Naturally, Mikey brings his new-but-pretty-serious girlfriend Elizabeth to meet his family and loyal subjects. The only complication waiting for him is that Shelby, his high school sweetheart, never quite accepted the fact that their relationship ended when he went off to college and she stayed home to nurse her dying mother and run the family bowling alley.
As played by wide-eyed mannequin Mischa Barton, Shelby isn't quite right. She's run into deep financial problems but has been spending far more energy convincing herself that Mikey is still madly in love with her. Naturally, she's not thrilled to meet Elizabeth. Even more naturally, she's quite thrilled when she accidentally runs her new rival down on the side of an empty road, dragging the young woman back to her isolated house and "nursing" her back to health with all the medical skills of Annie Wilkes.
Guys, Homecoming isn't good, but by no means does that imply it's not enjoyable. Barton is way out of her league in playing a damaged obsessive. On one hand, it's clear that she's trying. On the other, there's just not enough there to have that effort produce anything. That in itself is weirdly entertaining.
Matching her skills is Mikey and everyone around him's complete idiocy. This is the kind of movie where a character realizes something terrible has happened, and rather than run into a packed room filled with everyone in town to say, "hey guys, can someone call the cops and someone else give me a ride because my girlfriend has been kidnapped by a madwoman," runs away from said room without a word and trudges several miles to the lair of a violent potential murderer with no neighbors or any other form of help.
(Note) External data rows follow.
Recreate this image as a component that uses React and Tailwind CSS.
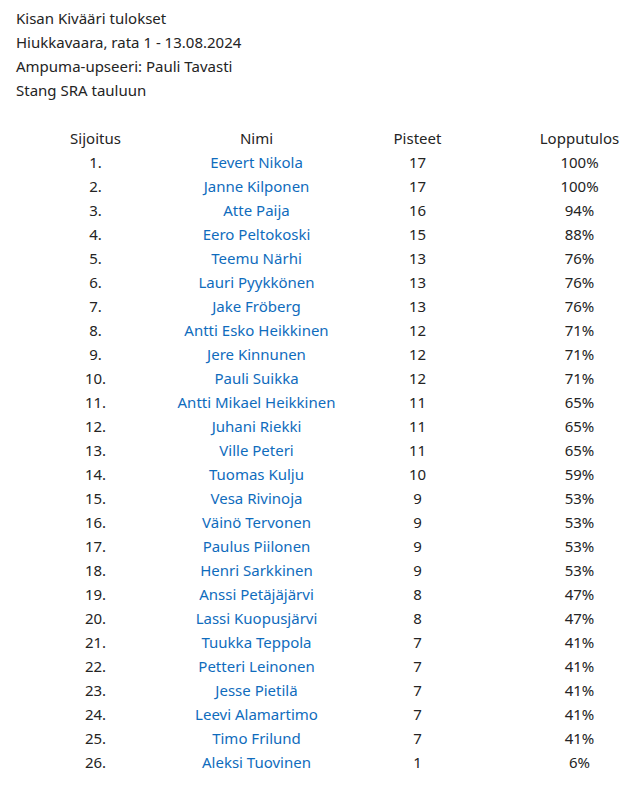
const results = [
  ['Eevert Nikola', 17, '100%'],
  ['Janne Kilponen', 17, '100%'],
  ['Atte Paija', 16, '94%'],
  ['Eero Peltokoski', 15, '88%'],
  ['Teemu Närhi', 13, '76%'],
  ['Lauri Pyykkönen', 13, '76%'],
  ['Jake Fröberg', 13, '76%'],
  ['Antti Esko Heikkinen', 12, '71%'],
  ['Jere Kinnunen', 12, '71%'],
  ['Pauli Suikka', 12, '71%'],
  ['Antti Mikael Heikkinen', 11, '65%'],
  ['Juhani Riekki', 11, '65%'],
  ['Ville Peteri', 11, '65%'],
  ['Tuomas Kulju', 10, '59%'],
  ['Vesa Rivinoja', 9, '53%'],
  ['Väinö Tervonen', 9, '53%'],
  ['Paulus Piilonen', 9, '53%'],
  ['Henri Sarkkinen', 9, '53%'],
  ['Anssi Petäjäjärvi', 8, '47%'],
  ['Lassi Kuopusjärvi', 8, '47%'],
  ['Tuukka Teppola', 7, '41%'],
  ['Petteri Leinonen', 7, '41%'],
  ['Jesse Pietilä', 7, '41%'],
  ['Leevi Alamartimo', 7, '41%'],
  ['Timo Frilund', 7, '41%'],
  ['Aleksi Tuovinen', 1, '6%'],
]

export default function App() {
  return (
    <div className="min-h-[788px] bg-white overflow-hidden text-[15px] leading-6 text-[#242424] font-['Segoe_UI','Noto_Sans',sans-serif] pt-[6px]">
      <div className="px-4">
        <div>Kisan Kivääri tulokset</div>
        <div>Hiukkavaara, rata 1 - 13.08.2024</div>
        <div>Ampuma-upseeri: Pauli Tavasti</div>
        <div>Stang SRA tauluun</div>
      </div>

      <div className="mt-6 ml-[15px] w-[644px] grid grid-cols-[161px_161px_161px_161px] text-center">
        <div>Sijoitus</div>
        <div>Nimi</div>
        <div>Pisteet</div>
        <div className="pl-[2px]">Lopputulos</div>
        {results.map(([name, points, pct], i) => (
          <div key={name} className="contents">
            <div>{i + 1}.</div>
            <div>
              <a href="#" className="text-[#0f6cbd]">{name}</a>
            </div>
            <div>{points}</div>
            <div className="pl-[2px]">{pct}</div>
          </div>
        ))}
      </div>
    </div>
  )
}
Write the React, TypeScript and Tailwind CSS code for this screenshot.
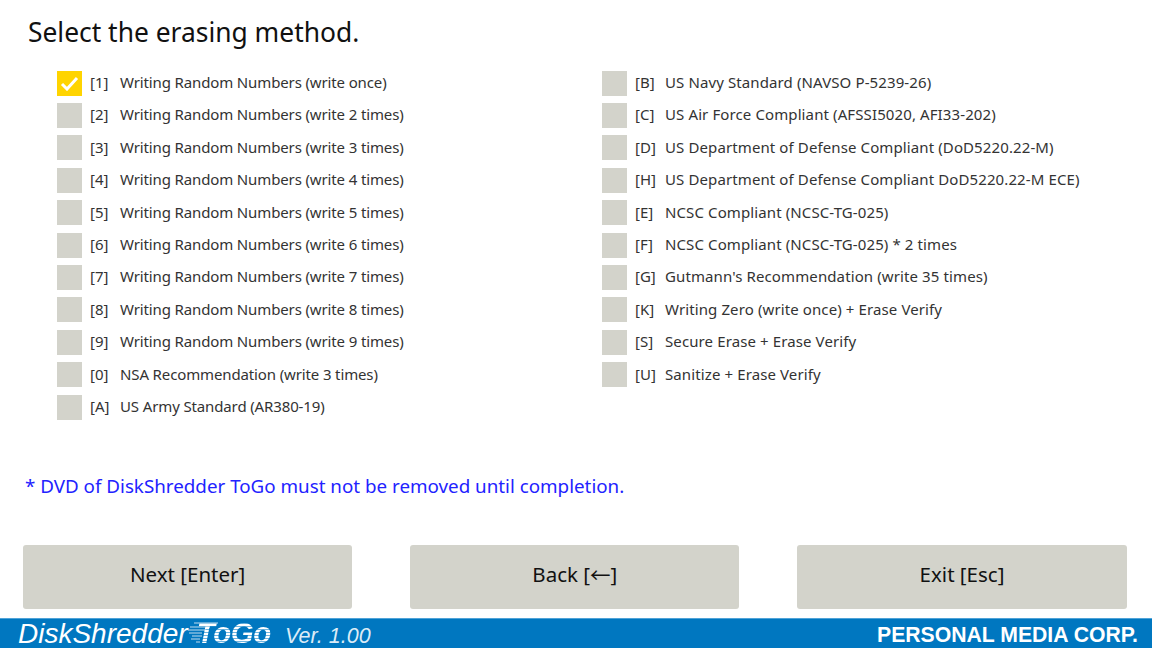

It's a thing of beauty it is.
Other such highlights:
-the fact that it takes two able-bodied people (one a star athlete) to defeat an ever wilting Mischa Barton
-the glorious way the camera turns a giant undercooked ham into some sort of magical power source, perhaps explaining the aforementioned point
-that the town's only police officer is played by Final Destination 2's police officer as if during the many near-death experiences, he also suffered multiple counts of brain damage
-that Shelby would hide her tokens of (maybe) murdering her sick mom in the toilet (which as Burlesque taught us, is the first place anyone should look when searching a home) and that said tokens include a page printed from the Internet with the title "Poisonous Plants" and that just in case you didn't see it, the words "Poisonous Plants" are circled
Yes folks, it's that kind of movie. And sometimes, that's a great thing.
Um. The ham sandwich?
Aside from this just not being that good a movie, the treatment of time (as in, you're an 18 year old who's been in college for no more than three months, but seem to have met the girl you're going to marry) is a tad questionable
In small towns with no cell service, cops use their police cars for social activities like fishing
Getting your intended's parents to like you is a key element in the courting ritual
Women hate making bad impressions
Homecoming is streaming on Amazon Prime, which is probably the only way you should watch it. This isn't, you know, "good," but it's fun if you, like me, sometimes find yourself in a very particular mood for a crappy but not boring modern thriller. Don't give it money, but it just might be worth 90 minutes of time (especially if that time is co-opted on other matters like folding laundry or trimming your cat's claws).